Mas voltemos ao objetivo central do currículo, a formação do cidadão socialista. Segundo o ensino de Marx, presumidamente aceito por seus seguidores, a derrocada do capitalismo se dará quando ele atingir o seu auge. Embora eu não acredite nas leis da história, não posso furtar-me a um raciocínio honesto. Na hipótese de que Karl Marx, de fato, tenha razão, o capitalismo será soberano até atingir o seu auge, entrando então num declínio cíclico irrecuperável, cedendo espaço a uma nova forma de produção, uma nova economia. Como os socialistas sonham que então será a vez do socialismo, era de esperar que tivessem um comportamento coerente com isso. Coerente seria o currículo formar bons adeptos do capitalismo, o que ajudaria esta ideologia a subir mais rapidamente ao seu cadafalso, não é verdade? Ou, de fato, eles não acreditam em Marx ou querem antecipar-nos o paraíso socialista?

Em prol desta tese (de Marx), invoco o pensamento da diretora do Andes-SN, Olgaíses Maués, que encerrou sua intervenção no II ENE afirmando que, feita a crítica, é necessário apontar para outro caminho para a educação pública no Brasil. “A educação deve ser a base da emancipação humana, deve ajudar a pensar, e não a obedecer”.

Levando a bela ideia para uma prática possível e imediata, é necessário afastar a doutrinação ideológica (religiosa) das escolas porque ela forma um cidadão bitolado, fanático, sem capacidade de escolhas livres. Só sabe obedecer e repetir chavões e palavras de ordem.
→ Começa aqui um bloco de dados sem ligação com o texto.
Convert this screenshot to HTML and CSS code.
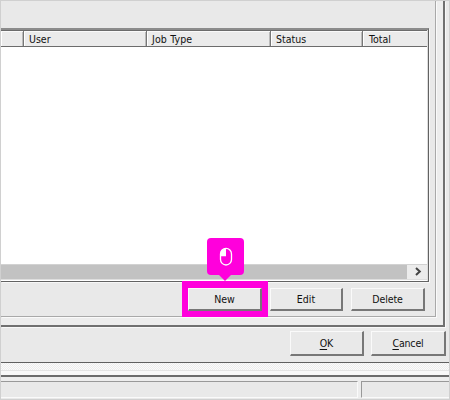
FILE: index.html
```html
<!DOCTYPE html>
<html lang="en">
<head>
<meta charset="utf-8">
<title>Job list</title>
<link rel="stylesheet" href="styles.css">
</head>
<body>
<main class="window">
  <section class="dialog">
    <div class="tab-frame">
      <div class="tab-page">
        <div class="list">
          <div class="list-head">
            <span class="col col-first"></span>
            <span class="col col-user">User</span>
            <span class="col col-job">Job Type</span>
            <span class="col col-status">Status</span>
            <span class="col col-total">Total</span>
          </div>
          <div class="list-body"></div>
          <div class="scrollbar">
            <div class="thumb"></div>
            <svg class="arrow" width="19" height="14" viewBox="0 0 19 14"><path d="M9 3l3.800 3.500L9 10" fill="none" stroke="#444" stroke-width="2"/></svg>
          </div>
        </div>
        <div class="actions">
          <div class="highlight">
            <button class="btn btn-new">New</button>
            <div class="callout">
              <svg width="14" height="20" viewBox="0 0 14 20"><path d="M7 1.400V9.200H1.500V7C1.500 3.700 3.700 1.400 7 1.400Z" fill="#fff"/><rect x="1.500" y="1.400" width="11" height="16.600" rx="5.500" fill="none" stroke="#fff" stroke-width="1.300"/></svg>
            </div>
          </div>
          <button class="btn btn-edit">Edit</button>
          <button class="btn btn-delete">Delete</button>
        </div>
      </div>
    </div>
    <div class="confirm">
      <button class="btn btn-ok"><span><u>O</u>K</span></button>
      <button class="btn btn-cancel"><span><u>C</u>ancel</span></button>
    </div>
  </section>
  <div class="texture"></div>
  <div class="separator"></div>
  <footer class="status">
    <div class="status-main"></div>
    <div class="status-side"></div>
  </footer>
</main>
</body>
</html>
```
FILE: styles.css
```css
* { box-sizing: border-box; }
body { margin: 0; }
.window {
  width: 450px;
  height: 400px;
  border: 1px solid #d0d0d0;
  background: #e9e9e9;
  overflow: hidden;
  display: flex;
  flex-direction: column;
  font: 10.5px "DejaVu Sans Condensed", "DejaVu Sans", sans-serif;
  color: #111;
}
.dialog {
  height: 362px;
  flex: none;
  border-bottom: 1px solid #606060;
}
.tab-frame {
  width: 444px;
  height: 326px;
  border-right: 2px solid #707070;
  border-bottom: 2px solid #707070;
  background: #ededed;
  box-shadow: 1px 1px #f8f8f8;
}
.tab-page {
  width: 435px;
  height: 316px;
  padding-top: 27px;
  border-right: 1px solid #a9a9a9;
  border-bottom: 1px solid #a9a9a9;
  background: #e9e9e9;
  box-shadow: 1px 1px #fafafa;
}
.list {
  width: 428px;
  height: 254px;
  border-top: 2px solid #8c8c8c;
  border-right: 1px solid #626262;
  border-bottom: 1px solid #626262;
  background: #fff;
  box-shadow: inset -1px 0 #ddd, 1px 1px #f7f7f7;
}
.list-head {
  display: flex;
  width: 426px;
  height: 17px;
  border-top: 1px solid #6c6c6c;
  border-bottom: 1px solid #6c6c6c;
  background: #ebebeb;
}
.col {
  padding: 2px 0 0 5px;
  line-height: 13px;
  border-right: 1px solid #777;
  box-shadow: inset 0 1px #fafafa, inset 1px 0 #fff, inset -1px 0 #bbb;
}
.col-first { width: 23px; }
.col-user { width: 123px; }
.col-job { width: 124px; letter-spacing: 0.15px; }
.col-status { width: 92px; }
.col-total {
  width: 64px;
  border-right: 0;
  padding-left: 6px;
  box-shadow: inset 0 1px #fafafa, inset 1px 0 #fff;
}
.list-body { height: 217px; }
.scrollbar {
  display: flex;
  width: 426px;
  height: 16px;
  background: #ececec;
  border-top: 1px solid #d2d2d2;
  border-bottom: 1px solid #dedede;
}
.thumb { width: 406px; background: #c2c2c2; }
.arrow { display: block; }
.actions { display: flex; }
.highlight {
  position: relative;
  width: 86px;
  height: 36px;
  margin: -1px 0 0 181px;
  flex: none;
  padding: 7px 6px 6px;
  background: #ff00dc;
}
.callout {
  position: absolute;
  left: 25px;
  top: -43px;
  width: 37px;
  height: 37px;
  border-radius: 4px;
  background: #ff00dc;
  display: flex;
  align-items: center;
  justify-content: center;
}
.callout::after {
  content: "";
  position: absolute;
  left: 12px;
  top: 37px;
  border: 6px solid transparent;
  border-top-color: #ff00dc;
  border-bottom: 0;
}
.btn {
  display: flex;
  align-items: center;
  justify-content: center;
  padding: 0;
  font: inherit;
  color: inherit;
  background: #e9e9e9;
  border: solid;
  border-width: 1px 2px 2px 1px;
  border-color: #fafafa #777 #777 #fafafa;
}
.btn-new { width: 74px; height: 23px; }
.btn-edit { width: 73px; height: 23px; margin: 6px 0 0 2px; }
.btn-delete { width: 74px; height: 23px; margin: 6px 0 0 8px; letter-spacing: -0.1px; }
.confirm {
  display: flex;
  justify-content: flex-end;
  gap: 7px;
  padding: 4px 3px 0 0;
}
.confirm u { text-underline-offset: 2px; text-decoration-thickness: 1px; }
.btn-ok { width: 74px; height: 25px; }
.btn-cancel { width: 75px; height: 25px; letter-spacing: -0.15px; }
.texture {
  height: 7px;
  flex: none;
  background: repeating-conic-gradient(#ededed 0 25%, #fbfbfb 0 50%) 0 0 / 2px 2px;
}
.separator {
  height: 7px;
  flex: none;
  border-top: 1px solid #e4e4e4;
  border-bottom: 2px solid #6c6c6c;
  background: #f8f8f8;
}
.status {
  display: flex;
  gap: 3px;
  height: 21px;
  padding-top: 4px;
  background: #ededed;
}
.status-main, .status-side {
  height: 17px;
  background: #e9e9e9;
  border-top: 1px solid #999;
  border-bottom: 1px solid #fafafa;
}
.status-main { width: 357px; border-right: 1px solid #fafafa; }
.status-side { flex: 1; border-left: 1px solid #999; }
```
Se, ao contrário, formarmos cidadãos esclarecidos, com uma visão plural, estaremos trabalhando para um maior dinamismo da sociedade, em que cada cidadão explorando suas potencialidades deixa de ser um parasita do Estado e ajuda no crescimento do todo.


Renato A. Rabuske

Professor aposentado

[1] “Compreender”, ensaios de Hannah Arendt, 1994.

[2] “Uma breve história da humanidade: Sapiens”, de Yuval Noah Harari, 2015.

[3] “Conceito de consciência em Vigotsky”, de Gisele Toassa, 2006.